Una ragazzina di nome Anna Frank si trovò all’improvviso con la minaccia incombente della morte, antagonista mascherato con cui doveva scommettere giorno dopo giorno, nel passato, nel presente e in un ipotetico futuro. Lei trovò la felicità, sinonimo di sicurezza e svago, inizialmente nella lettura, che le permise di evadere, di alienarsi dalla condizione mortale in cui si trovava e, successivamente, cominciò a scrivere. Di lei, di quel microcosmo nascosto all’umanità, di quell’alloggio che per lei era vita, che esisteva.
Tutto diventava importante, i dettagli reali, ogni pasto, ogni abito, le acconciature, arrivando a parlare di mondi lontani, percepiti soltanto da due trasmettitori: una radio e l’immaginazione. Quest’ultima permise ad Anna di proiettarsi in una dimensione tutta sua, che la caratterizza, che le rende possibile vivere la realtà. È grazie a questa che afferma: «È davvero meraviglioso che io non abbia lasciato perdere tutti i miei ideali perché sembrano assurdi e impossibili da realizzare […] Semplicemente non posso fondare le mie speranze sulla confusione, sulla miseria e sulla morte […] Sento avvicinarsi il tuono che distruggerà anche noi, ma, se guardo il cielo lassù, penso che tutto tornerà al suo posto».
Se questo spazio limpido, di un azzurro puro, senza veli grigi, sarà presente, tutto andrà bene.
Questa triste vicenda rende consapevoli che qualcosa rimane, che sia un diario, un libro, una passione.

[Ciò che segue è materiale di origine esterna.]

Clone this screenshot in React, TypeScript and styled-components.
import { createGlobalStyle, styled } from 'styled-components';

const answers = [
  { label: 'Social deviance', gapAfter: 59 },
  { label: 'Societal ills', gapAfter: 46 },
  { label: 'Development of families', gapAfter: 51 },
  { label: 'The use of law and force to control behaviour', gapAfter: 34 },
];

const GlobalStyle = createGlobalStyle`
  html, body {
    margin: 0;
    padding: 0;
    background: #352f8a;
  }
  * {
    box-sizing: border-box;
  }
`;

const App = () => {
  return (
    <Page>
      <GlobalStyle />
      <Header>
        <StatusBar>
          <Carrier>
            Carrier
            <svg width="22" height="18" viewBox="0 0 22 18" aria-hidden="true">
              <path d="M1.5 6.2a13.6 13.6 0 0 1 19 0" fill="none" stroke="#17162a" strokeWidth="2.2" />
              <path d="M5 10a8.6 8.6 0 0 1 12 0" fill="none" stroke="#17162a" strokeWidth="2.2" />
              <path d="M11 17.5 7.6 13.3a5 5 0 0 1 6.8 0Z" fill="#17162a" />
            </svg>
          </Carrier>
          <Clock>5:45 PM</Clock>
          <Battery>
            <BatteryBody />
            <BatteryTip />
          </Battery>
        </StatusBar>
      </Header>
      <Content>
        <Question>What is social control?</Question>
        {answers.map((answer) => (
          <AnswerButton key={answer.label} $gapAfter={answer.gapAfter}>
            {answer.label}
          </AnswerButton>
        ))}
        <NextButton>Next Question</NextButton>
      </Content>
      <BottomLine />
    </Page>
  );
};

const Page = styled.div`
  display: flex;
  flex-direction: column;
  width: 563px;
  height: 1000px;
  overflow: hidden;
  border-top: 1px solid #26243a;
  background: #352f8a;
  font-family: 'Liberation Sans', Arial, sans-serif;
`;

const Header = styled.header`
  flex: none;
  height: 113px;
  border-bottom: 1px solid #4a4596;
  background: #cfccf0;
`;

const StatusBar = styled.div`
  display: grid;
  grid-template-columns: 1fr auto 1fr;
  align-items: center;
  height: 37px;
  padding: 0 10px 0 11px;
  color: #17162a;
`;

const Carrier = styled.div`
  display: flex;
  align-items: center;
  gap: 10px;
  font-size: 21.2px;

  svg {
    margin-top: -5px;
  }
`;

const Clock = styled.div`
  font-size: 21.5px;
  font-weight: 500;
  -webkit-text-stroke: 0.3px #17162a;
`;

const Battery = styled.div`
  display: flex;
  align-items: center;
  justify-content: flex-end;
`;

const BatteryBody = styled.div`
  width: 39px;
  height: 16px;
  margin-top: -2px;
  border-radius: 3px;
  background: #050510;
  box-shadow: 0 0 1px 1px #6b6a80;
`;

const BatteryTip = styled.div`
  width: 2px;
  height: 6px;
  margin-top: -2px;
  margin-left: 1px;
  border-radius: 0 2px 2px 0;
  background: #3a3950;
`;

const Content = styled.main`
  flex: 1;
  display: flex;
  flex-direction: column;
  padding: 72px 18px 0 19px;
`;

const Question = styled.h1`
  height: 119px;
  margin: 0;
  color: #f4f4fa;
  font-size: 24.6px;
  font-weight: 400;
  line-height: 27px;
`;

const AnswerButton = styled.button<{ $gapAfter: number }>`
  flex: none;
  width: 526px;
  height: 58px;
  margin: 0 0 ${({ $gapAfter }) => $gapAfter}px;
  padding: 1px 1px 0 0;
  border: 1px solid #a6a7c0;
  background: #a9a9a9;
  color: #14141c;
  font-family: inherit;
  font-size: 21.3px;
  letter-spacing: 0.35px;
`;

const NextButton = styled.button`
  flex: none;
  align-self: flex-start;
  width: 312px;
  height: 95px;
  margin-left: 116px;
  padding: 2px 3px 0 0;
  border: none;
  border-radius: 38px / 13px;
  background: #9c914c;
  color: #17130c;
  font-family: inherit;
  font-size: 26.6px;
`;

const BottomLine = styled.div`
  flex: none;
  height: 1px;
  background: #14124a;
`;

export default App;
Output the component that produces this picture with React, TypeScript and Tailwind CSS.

Certe volte resta qualcosa per caso, altre volte no, e questo dipende semplicemente da un fattore, cioè dall’intensità con cui una vita viene vissuta. Non importa quanti giorni di questa siano trascorsi, quante ore consumate, ma è importante invece, anzi fondamentale, appropriarsi di ogni singolo secondo di essa, affinché la vita sia vissuta come un’opera d’arte.
Una persona può vivere cento anni non essendo veramente felice, in un’esistenza futile, mentre un’altra vivere la metà e aver di più.
Forse il segreto è non fermarsi e chiedersi il perché delle cose, ma vivere, godendo ogni momento di una giostra che, indipendentemente dalla volontà o dalla ragione, si ferma quando desidera. Pertanto non bisogna pensare al buio in fondo al tunnel o alla mancanza di stelle in esso, ma alle tante luci incontrate sulla strada, ai tanti momenti piacevoli, felici, vissuti intensamente.
Napoleone Bonaparte disse «Meglio sarebbe non aver vissuto che non lasciare tracce della propria esistenza», e certamente quest’uomo un’impronta la lasciò, ma, anche senza compiere gesta incredibili, importante è trovare il coraggio di scovare sempre nella piazza, anche quando ci si sente soli, ignorati, distanti, quel puntino colorato in un quadro in bianco e nero, che renda liberi, quel qualcosa che, dicendola alla Hemingway «se fa dimenticare la morte, allora rende davvero felice».